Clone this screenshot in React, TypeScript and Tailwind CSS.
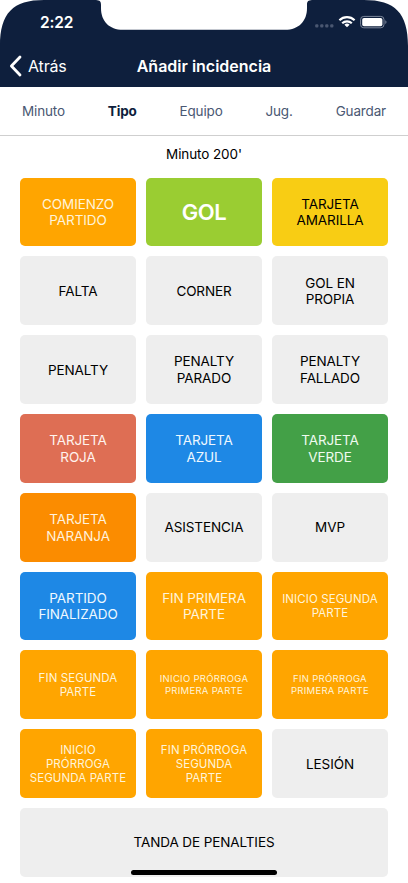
type Tile = {
  lines: string[];
  color: string;
  text?: string;
};

const gray = "bg-[#eeeeee] text-black";
const orange = "bg-[#ffa500] text-[#fff4d9]";
const normal = "text-[13.5px] leading-[16.6px] tracking-[-0.1px]";
const small = "text-[11.5px] leading-[14px] tracking-[0.1px]";
const tiny = "text-[9.5px] leading-[12px] tracking-[0.3px]";

const tiles: Tile[] = [
  { lines: ["COMIENZO", "PARTIDO"], color: orange },
  { lines: ["GOL"], color: "bg-[#9acd32] text-white", text: "text-[22px] leading-[24px] font-semibold tracking-[-0.4px]" },
  { lines: ["TARJETA", "AMARILLA"], color: "bg-[#f8cd14] text-black" },
  { lines: ["FALTA"], color: gray },
  { lines: ["CORNER"], color: gray },
  { lines: ["GOL EN", "PROPIA"], color: gray },
  { lines: ["PENALTY"], color: gray },
  { lines: ["PENALTY", "PARADO"], color: gray },
  { lines: ["PENALTY", "FALLADO"], color: gray },
  { lines: ["TARJETA", "ROJA"], color: "bg-[#de6e54] text-[#fff3ee]" },
  { lines: ["TARJETA", "AZUL"], color: "bg-[#1e88e5] text-[#eef8ff]" },
  { lines: ["TARJETA", "VERDE"], color: "bg-[#43a047] text-[#effbef]" },
  { lines: ["TARJETA", "NARANJA"], color: "bg-[#fb8c00] text-[#fff1dc]" },
  { lines: ["ASISTENCIA"], color: gray },
  { lines: ["MVP"], color: gray },
  { lines: ["PARTIDO", "FINALIZADO"], color: "bg-[#1e88e5] text-[#eef8ff]" },
  { lines: ["FIN PRIMERA", "PARTE"], color: orange },
  { lines: ["INICIO SEGUNDA", "PARTE"], color: orange, text: small },
  { lines: ["FIN SEGUNDA", "PARTE"], color: orange, text: small },
  { lines: ["INICIO PRÓRROGA", "PRIMERA PARTE"], color: orange, text: tiny },
  { lines: ["FIN PRÓRROGA", "PRIMERA PARTE"], color: orange, text: tiny },
  { lines: ["INICIO", "PRÓRROGA", "SEGUNDA PARTE"], color: orange, text: small },
  { lines: ["FIN PRÓRROGA", "SEGUNDA", "PARTE"], color: orange, text: small },
  { lines: ["LESIÓN"], color: gray },
];

const TileButton = ({ lines, color, text = normal }: Tile) => (
  <button className={`flex h-[68.8px] flex-col items-center justify-center rounded-[5px] pt-px whitespace-nowrap ${color} ${text}`}>
    {lines.map((line) => (
      <span key={line} className="block">{line}</span>
    ))}
  </button>
);

const StatusIcons = () => (
  <svg width="74" height="14" viewBox="0 0 74 14" fill="none">
    {/* no cellular signal */}
    <g fill="#4a5771">
      <rect x="1.2" y="9.2" width="3.2" height="3.2" rx="1" />
      <rect x="6.2" y="9.2" width="3.2" height="3.2" rx="1" />
      <rect x="11.2" y="9.2" width="3.2" height="3.2" rx="1" />
      <rect x="16.2" y="9.2" width="3.2" height="3.2" rx="1" />
    </g>
    {/* wifi */}
    <g stroke="#fff" strokeWidth="2.2">
      <path d="M25.4 5.2a11 11 0 0 1 15.2 0" />
      <path d="M28.2 8.2a7 7 0 0 1 9.6 0" />
    </g>
    <path d="M33 12.2 30.4 9.7a3.8 3.8 0 0 1 5.2 0z" fill="#fff" />
    {/* battery */}
    <rect x="46.6" y="1.4" width="23.4" height="11.4" rx="3.2" stroke="#7c879b" />
    <rect x="48.2" y="3" width="20.2" height="8.2" rx="1.8" fill="#fff" />
    <path d="M71.3 5.3c1.6.5 1.6 3.1 0 3.6z" fill="#7c879b" />
  </svg>
);

const Header = () => (
  <header className="relative h-[87px] bg-[#0e1f3d] text-white">
    {/* screen corners and notch */}
    <svg className="absolute inset-0" width="408" height="87" viewBox="0 0 408 87" fill="#fff">
      <path d="M0 0H44C13 0 0 13 0 46Z" />
      <path d="M408 0H364C395 0 408 13 408 46Z" />
      <path d="M96 0C100 .3 101 1.6 101 5V8C101 21 109 29.8 123 29.8H285C299 29.8 307 21 307 8V5C307 1.6 308 .3 312 0Z" />
    </svg>
    <div className="relative flex h-[44px] items-center justify-between pr-[20px] pl-[40px]">
      <span className="pt-[2px] text-[15.5px] leading-5 font-semibold tracking-[-0.2px]">2:22</span>
      <StatusIcons />
    </div>
    <div className="relative grid h-[43px] grid-cols-[1fr_auto_1fr] items-center">
      <button className="flex items-center gap-[6px] pl-[9px] text-[16px] leading-5 tracking-[-0.15px]">
        <svg width="13" height="22" viewBox="0 0 13 22" fill="none" stroke="#fff" strokeWidth="2.8" strokeLinecap="round" strokeLinejoin="round">
          <path d="M11 2 2.4 11 11 20" />
        </svg>
        Atrás
      </button>
      <h1 className="text-[16px] leading-5 font-semibold">Añadir incidencia</h1>
    </div>
  </header>
);

const tabs = ["Minuto", "Tipo", "Equipo", "Jug.", "Guardar"];

export default function App() {
  return (
    <div className="relative h-[883px] w-[408px] overflow-hidden bg-white font-['Inter',sans-serif]">
      <Header />
      <nav className="flex h-[49px] items-center justify-between border-b border-[#cfcfcf] px-[22px] text-[13.5px] leading-4 tracking-[-0.15px]">
        {tabs.map((tab) => (
          <button key={tab} className={tab === "Tipo" ? "font-bold text-[#0e1f3d]" : "text-[#4a5873]"}>
            {tab}
          </button>
        ))}
      </nav>
      <main className="px-5 pt-[9px]">
        <p className="text-center text-[13.5px] leading-[18px] tracking-[-0.1px] text-black">Minuto 200'</p>
        <div className="mt-[14.6px] grid grid-cols-3 gap-[10px]">
          {tiles.map((tile) => (
            <TileButton key={tile.lines.join(" ")} {...tile} />
          ))}
          <button className={`col-span-3 h-[68.8px] rounded-[5px] ${gray} ${normal}`}>TANDA DE PENALTIES</button>
        </div>
      </main>
      {/* home indicator */}
      <div className="absolute bottom-[8px] left-[131px] h-[5px] w-[146px] rounded-full bg-black" />
    </div>
  );
}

--

AIM OF THE TASK
Give back every line exactly as it stands, pictures excluded.

EXERCISE RESPONSE
Clone this screenshot in React, TypeScript and Tailwind CSS.
type Tile = {
  lines: string[];
  color: string;
  text?: string;
};

const gray = "bg-[#eeeeee] text-black";
const orange = "bg-[#ffa500] text-[#fff4d9]";
const normal = "text-[13.5px] leading-[16.6px] tracking-[-0.1px]";
const small = "text-[11.5px] leading-[14px] tracking-[0.1px]";
const tiny = "text-[9.5px] leading-[12px] tracking-[0.3px]";

const tiles: Tile[] = [
  { lines: ["COMIENZO", "PARTIDO"], color: orange },
  { lines: ["GOL"], color: "bg-[#9acd32] text-white", text: "text-[22px] leading-[24px] font-semibold tracking-[-0.4px]" },
  { lines: ["TARJETA", "AMARILLA"], color: "bg-[#f8cd14] text-black" },
  { lines: ["FALTA"], color: gray },
  { lines: ["CORNER"], color: gray },
  { lines: ["GOL EN", "PROPIA"], color: gray },
  { lines: ["PENALTY"], color: gray },
  { lines: ["PENALTY", "PARADO"], color: gray },
  { lines: ["PENALTY", "FALLADO"], color: gray },
  { lines: ["TARJETA", "ROJA"], color: "bg-[#de6e54] text-[#fff3ee]" },
  { lines: ["TARJETA", "AZUL"], color: "bg-[#1e88e5] text-[#eef8ff]" },
  { lines: ["TARJETA", "VERDE"], color: "bg-[#43a047] text-[#effbef]" },
  { lines: ["TARJETA", "NARANJA"], color: "bg-[#fb8c00] text-[#fff1dc]" },
  { lines: ["ASISTENCIA"], color: gray },
  { lines: ["MVP"], color: gray },
  { lines: ["PARTIDO", "FINALIZADO"], color: "bg-[#1e88e5] text-[#eef8ff]" },
  { lines: ["FIN PRIMERA", "PARTE"], color: orange },
  { lines: ["INICIO SEGUNDA", "PARTE"], color: orange, text: small },
  { lines: ["FIN SEGUNDA", "PARTE"], color: orange, text: small },
  { lines: ["INICIO PRÓRROGA", "PRIMERA PARTE"], color: orange, text: tiny },
  { lines: ["FIN PRÓRROGA", "PRIMERA PARTE"], color: orange, text: tiny },
  { lines: ["INICIO", "PRÓRROGA", "SEGUNDA PARTE"], color: orange, text: small },
  { lines: ["FIN PRÓRROGA", "SEGUNDA", "PARTE"], color: orange, text: small },
  { lines: ["LESIÓN"], color: gray },
];

const TileButton = ({ lines, color, text = normal }: Tile) => (
  <button className={`flex h-[68.8px] flex-col items-center justify-center rounded-[5px] pt-px whitespace-nowrap ${color} ${text}`}>
    {lines.map((line) => (
      <span key={line} className="block">{line}</span>
    ))}
  </button>
);

const StatusIcons = () => (
  <svg width="74" height="14" viewBox="0 0 74 14" fill="none">
    {/* no cellular signal */}
    <g fill="#4a5771">
      <rect x="1.2" y="9.2" width="3.2" height="3.2" rx="1" />
      <rect x="6.2" y="9.2" width="3.2" height="3.2" rx="1" />
      <rect x="11.2" y="9.2" width="3.2" height="3.2" rx="1" />
      <rect x="16.2" y="9.2" width="3.2" height="3.2" rx="1" />
    </g>
    {/* wifi */}
    <g stroke="#fff" strokeWidth="2.2">
      <path d="M25.4 5.2a11 11 0 0 1 15.2 0" />
      <path d="M28.2 8.2a7 7 0 0 1 9.6 0" />
    </g>
    <path d="M33 12.2 30.4 9.7a3.8 3.8 0 0 1 5.2 0z" fill="#fff" />
    {/* battery */}
    <rect x="46.6" y="1.4" width="23.4" height="11.4" rx="3.2" stroke="#7c879b" />
    <rect x="48.2" y="3" width="20.2" height="8.2" rx="1.8" fill="#fff" />
    <path d="M71.3 5.3c1.6.5 1.6 3.1 0 3.6z" fill="#7c879b" />
  </svg>
);

const Header = () => (
  <header className="relative h-[87px] bg-[#0e1f3d] text-white">
    {/* screen corners and notch */}
    <svg className="absolute inset-0" width="408" height="87" viewBox="0 0 408 87" fill="#fff">
      <path d="M0 0H44C13 0 0 13 0 46Z" />
      <path d="M408 0H364C395 0 408 13 408 46Z" />
      <path d="M96 0C100 .3 101 1.6 101 5V8C101 21 109 29.8 123 29.8H285C299 29.8 307 21 307 8V5C307 1.6 308 .3 312 0Z" />
    </svg>
    <div className="relative flex h-[44px] items-center justify-between pr-[20px] pl-[40px]">
      <span className="pt-[2px] text-[15.5px] leading-5 font-semibold tracking-[-0.2px]">2:22</span>
      <StatusIcons />
    </div>
    <div className="relative grid h-[43px] grid-cols-[1fr_auto_1fr] items-center">
      <button className="flex items-center gap-[6px] pl-[9px] text-[16px] leading-5 tracking-[-0.15px]">
        <svg width="13" height="22" viewBox="0 0 13 22" fill="none" stroke="#fff" strokeWidth="2.8" strokeLinecap="round" strokeLinejoin="round">
          <path d="M11 2 2.4 11 11 20" />
        </svg>
        Atrás
      </button>
      <h1 className="text-[16px] leading-5 font-semibold">Añadir incidencia</h1>
    </div>
  </header>
);

const tabs = ["Minuto", "Tipo", "Equipo", "Jug.", "Guardar"];

export default function App() {
  return (
    <div className="relative h-[883px] w-[408px] overflow-hidden bg-white font-['Inter',sans-serif]">
      <Header />
      <nav className="flex h-[49px] items-center justify-between border-b border-[#cfcfcf] px-[22px] text-[13.5px] leading-4 tracking-[-0.15px]">
        {tabs.map((tab) => (
          <button key={tab} className={tab === "Tipo" ? "font-bold text-[#0e1f3d]" : "text-[#4a5873]"}>
            {tab}
          </button>
        ))}
      </nav>
      <main className="px-5 pt-[9px]">
        <p className="text-center text-[13.5px] leading-[18px] tracking-[-0.1px] text-black">Minuto 200'</p>
        <div className="mt-[14.6px] grid grid-cols-3 gap-[10px]">
          {tiles.map((tile) => (
            <TileButton key={tile.lines.join(" ")} {...tile} />
          ))}
          <button className={`col-span-3 h-[68.8px] rounded-[5px] ${gray} ${normal}`}>TANDA DE PENALTIES</button>
        </div>
      </main>
      {/* home indicator */}
      <div className="absolute bottom-[8px] left-[131px] h-[5px] w-[146px] rounded-full bg-black" />
    </div>
  );
}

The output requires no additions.